BRIEF: The line holding "const [promo, setPromo] = useState('');" is the last one to output; start at the first line of the data, keep every line in between exactly, and leave out pictures.

RECORDED DATA:
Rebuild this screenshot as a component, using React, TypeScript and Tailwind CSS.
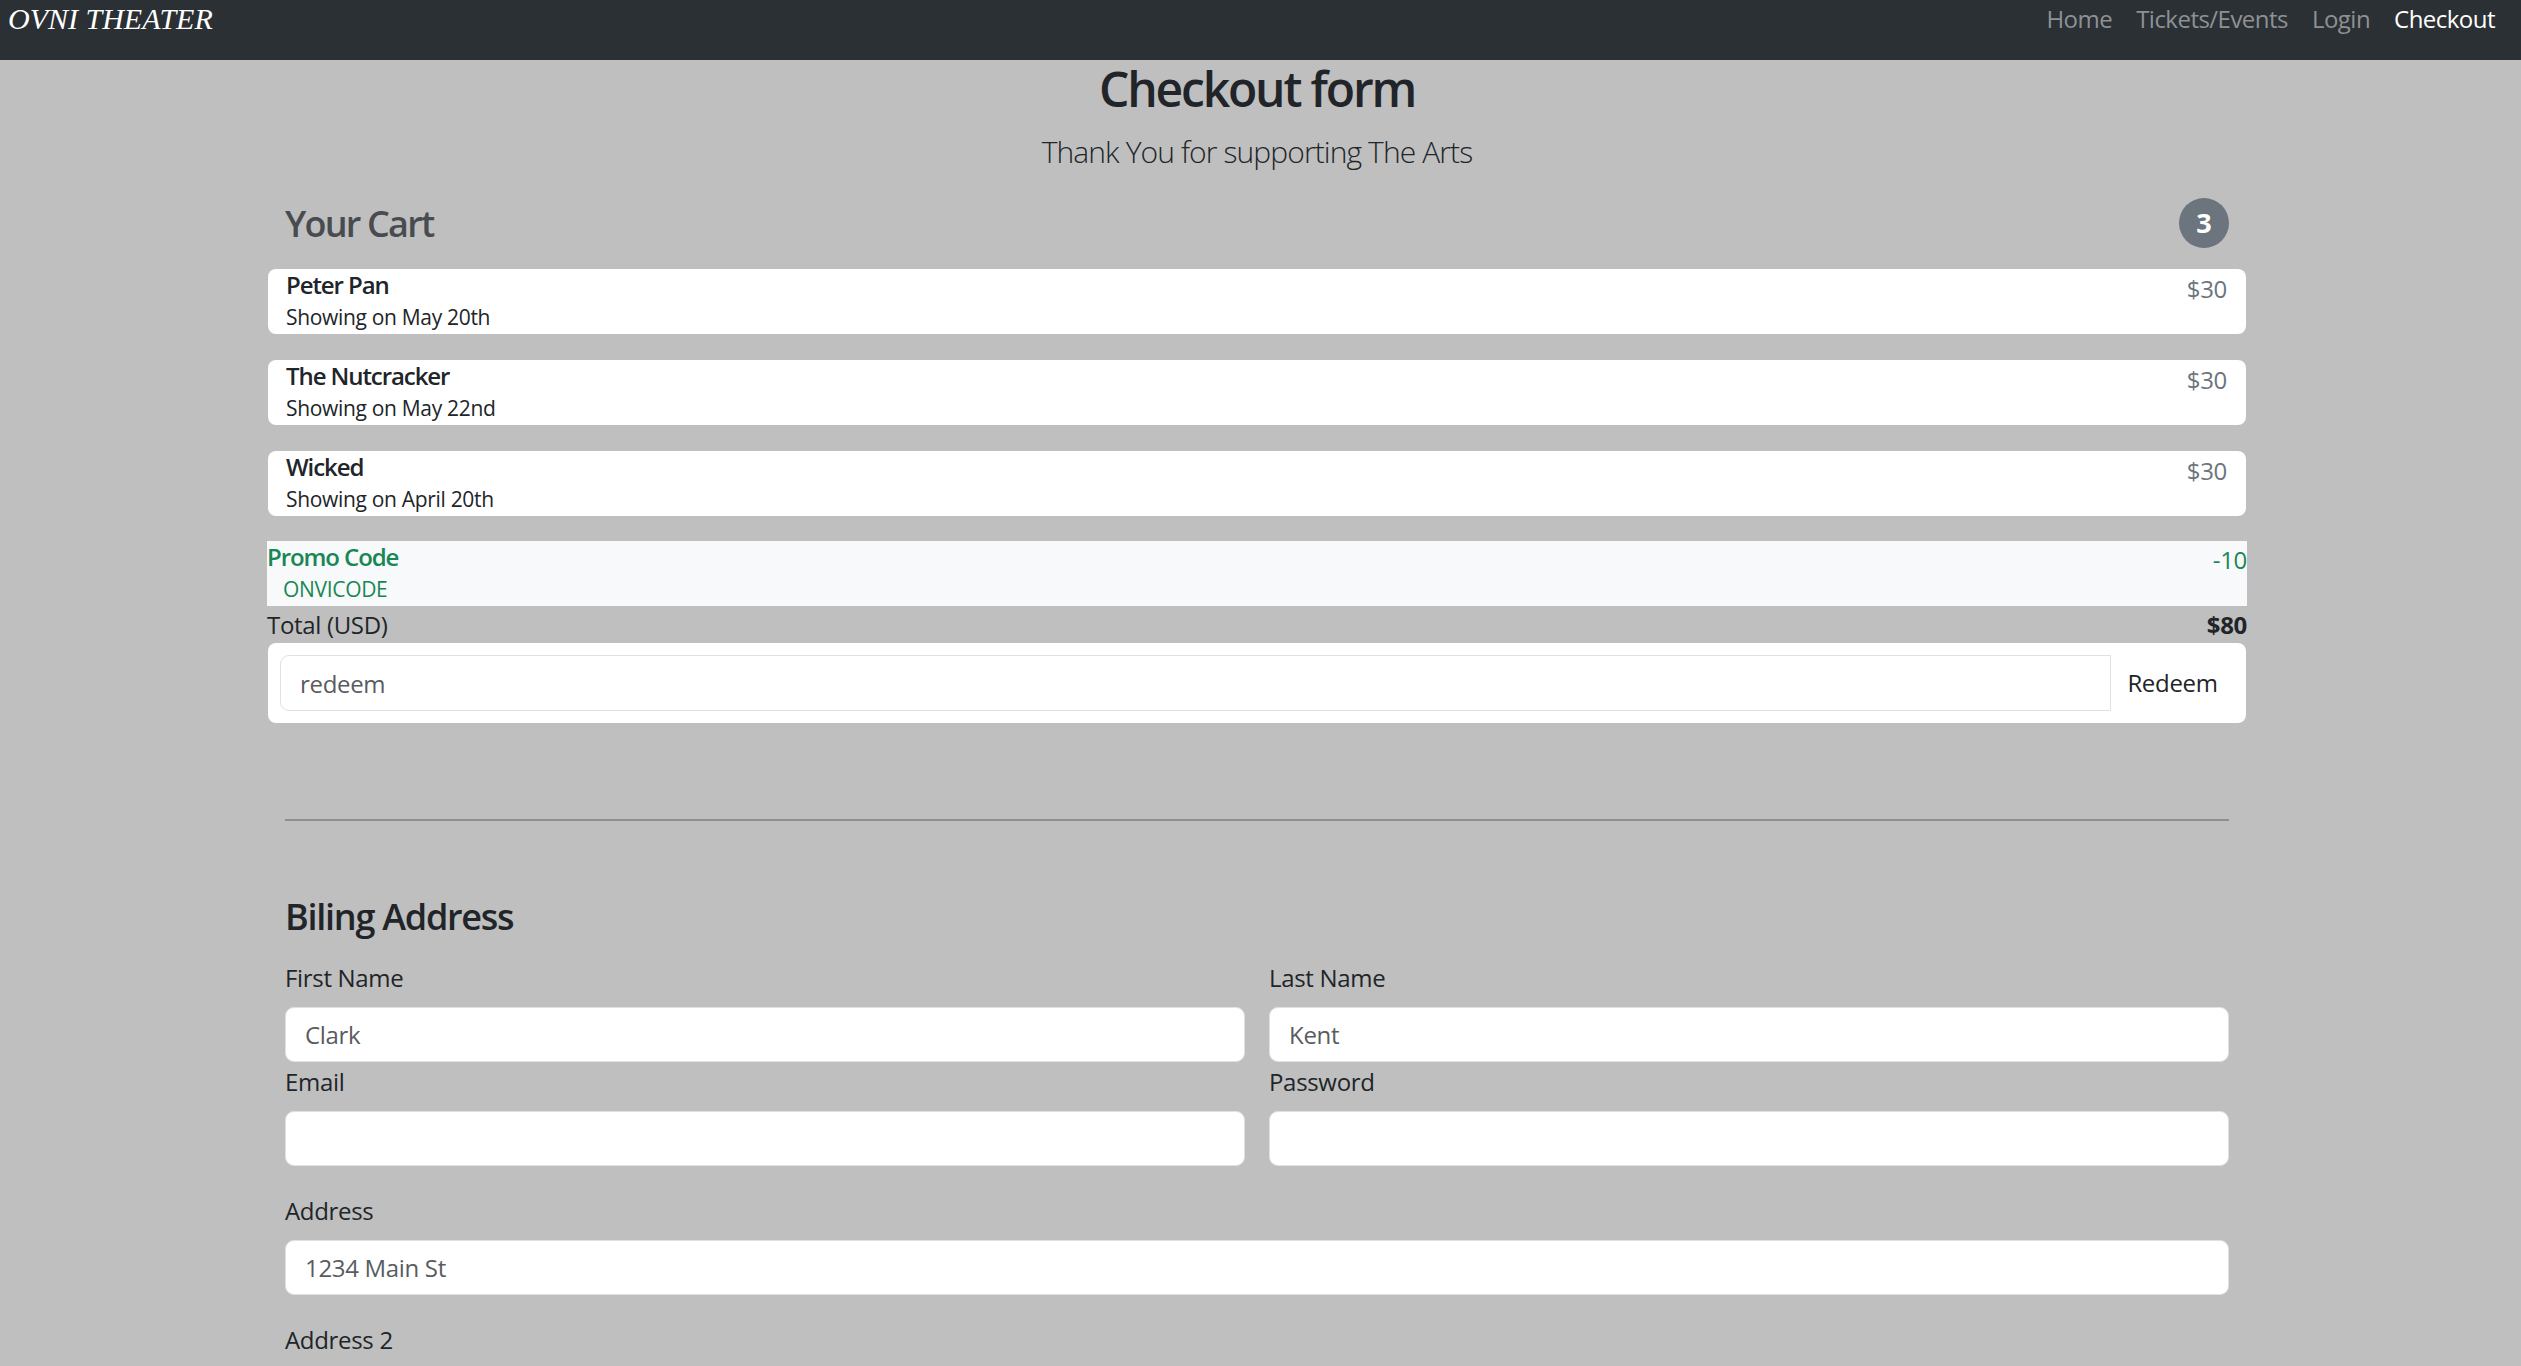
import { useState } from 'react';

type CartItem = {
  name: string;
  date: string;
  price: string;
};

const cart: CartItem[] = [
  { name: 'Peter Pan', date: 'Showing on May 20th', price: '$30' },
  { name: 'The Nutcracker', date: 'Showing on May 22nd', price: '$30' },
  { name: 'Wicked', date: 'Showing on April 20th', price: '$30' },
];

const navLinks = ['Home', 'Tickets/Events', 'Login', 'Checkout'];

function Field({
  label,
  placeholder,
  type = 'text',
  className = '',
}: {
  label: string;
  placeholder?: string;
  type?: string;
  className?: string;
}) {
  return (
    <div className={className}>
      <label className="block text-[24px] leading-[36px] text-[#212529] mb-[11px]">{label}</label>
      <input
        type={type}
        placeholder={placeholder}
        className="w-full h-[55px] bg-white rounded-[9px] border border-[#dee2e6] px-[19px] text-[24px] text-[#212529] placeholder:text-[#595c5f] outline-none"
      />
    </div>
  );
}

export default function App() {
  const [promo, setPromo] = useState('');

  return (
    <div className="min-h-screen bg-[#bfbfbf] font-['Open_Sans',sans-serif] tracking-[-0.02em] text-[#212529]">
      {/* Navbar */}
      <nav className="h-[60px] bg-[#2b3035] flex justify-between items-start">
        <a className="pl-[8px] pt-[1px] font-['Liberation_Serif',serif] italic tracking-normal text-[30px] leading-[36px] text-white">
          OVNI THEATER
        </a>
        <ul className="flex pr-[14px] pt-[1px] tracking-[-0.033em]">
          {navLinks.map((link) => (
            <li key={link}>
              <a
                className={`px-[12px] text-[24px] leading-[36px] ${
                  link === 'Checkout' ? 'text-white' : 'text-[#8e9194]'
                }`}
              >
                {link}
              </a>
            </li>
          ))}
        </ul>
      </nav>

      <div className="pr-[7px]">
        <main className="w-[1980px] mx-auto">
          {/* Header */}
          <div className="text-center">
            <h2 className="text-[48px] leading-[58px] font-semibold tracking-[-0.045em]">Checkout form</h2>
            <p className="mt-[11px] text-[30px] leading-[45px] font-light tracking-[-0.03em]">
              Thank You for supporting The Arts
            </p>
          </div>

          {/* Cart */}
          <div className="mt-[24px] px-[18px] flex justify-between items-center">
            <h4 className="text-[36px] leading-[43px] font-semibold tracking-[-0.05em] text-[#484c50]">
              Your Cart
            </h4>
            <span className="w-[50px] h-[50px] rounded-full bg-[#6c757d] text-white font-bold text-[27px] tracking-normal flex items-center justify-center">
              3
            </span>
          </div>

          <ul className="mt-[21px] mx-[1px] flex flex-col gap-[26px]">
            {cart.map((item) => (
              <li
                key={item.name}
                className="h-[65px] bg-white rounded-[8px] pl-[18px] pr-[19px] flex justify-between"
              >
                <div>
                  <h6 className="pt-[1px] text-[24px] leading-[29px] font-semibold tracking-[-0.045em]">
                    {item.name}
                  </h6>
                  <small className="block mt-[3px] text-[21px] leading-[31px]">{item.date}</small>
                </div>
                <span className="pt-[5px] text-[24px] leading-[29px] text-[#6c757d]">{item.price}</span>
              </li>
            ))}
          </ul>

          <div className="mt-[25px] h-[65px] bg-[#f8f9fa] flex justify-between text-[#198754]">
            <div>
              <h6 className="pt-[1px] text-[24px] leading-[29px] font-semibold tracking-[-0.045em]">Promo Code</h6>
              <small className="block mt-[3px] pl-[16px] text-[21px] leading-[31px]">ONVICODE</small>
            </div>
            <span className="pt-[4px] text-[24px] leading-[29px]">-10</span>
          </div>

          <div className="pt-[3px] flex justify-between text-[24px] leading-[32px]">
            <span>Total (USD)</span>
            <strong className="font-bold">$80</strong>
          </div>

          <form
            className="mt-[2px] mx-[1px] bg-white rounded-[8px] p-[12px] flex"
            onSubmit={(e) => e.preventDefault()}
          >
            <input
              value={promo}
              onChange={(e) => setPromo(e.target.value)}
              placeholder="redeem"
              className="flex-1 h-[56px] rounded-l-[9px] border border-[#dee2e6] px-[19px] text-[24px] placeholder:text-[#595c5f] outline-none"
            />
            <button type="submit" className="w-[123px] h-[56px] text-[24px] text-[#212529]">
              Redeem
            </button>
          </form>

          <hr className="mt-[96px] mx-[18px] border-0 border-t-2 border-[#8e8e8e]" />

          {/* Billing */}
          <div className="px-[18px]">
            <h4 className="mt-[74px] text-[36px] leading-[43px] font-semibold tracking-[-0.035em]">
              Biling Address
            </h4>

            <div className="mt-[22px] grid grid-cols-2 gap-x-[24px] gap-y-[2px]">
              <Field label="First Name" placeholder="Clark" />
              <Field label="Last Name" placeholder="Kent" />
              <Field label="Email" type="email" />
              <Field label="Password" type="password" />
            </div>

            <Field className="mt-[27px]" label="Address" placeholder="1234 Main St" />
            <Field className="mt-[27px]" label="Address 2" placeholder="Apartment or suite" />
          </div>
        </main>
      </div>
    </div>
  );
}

TASK RESPONSE:
Rebuild this screenshot as a component, using React, TypeScript and Tailwind CSS.
import { useState } from 'react';

type CartItem = {
  name: string;
  date: string;
  price: string;
};

const cart: CartItem[] = [
  { name: 'Peter Pan', date: 'Showing on May 20th', price: '$30' },
  { name: 'The Nutcracker', date: 'Showing on May 22nd', price: '$30' },
  { name: 'Wicked', date: 'Showing on April 20th', price: '$30' },
];

const navLinks = ['Home', 'Tickets/Events', 'Login', 'Checkout'];

function Field({
  label,
  placeholder,
  type = 'text',
  className = '',
}: {
  label: string;
  placeholder?: string;
  type?: string;
  className?: string;
}) {
  return (
    <div className={className}>
      <label className="block text-[24px] leading-[36px] text-[#212529] mb-[11px]">{label}</label>
      <input
        type={type}
        placeholder={placeholder}
        className="w-full h-[55px] bg-white rounded-[9px] border border-[#dee2e6] px-[19px] text-[24px] text-[#212529] placeholder:text-[#595c5f] outline-none"
      />
    </div>
  );
}

export default function App() {
  const [promo, setPromo] = useState('');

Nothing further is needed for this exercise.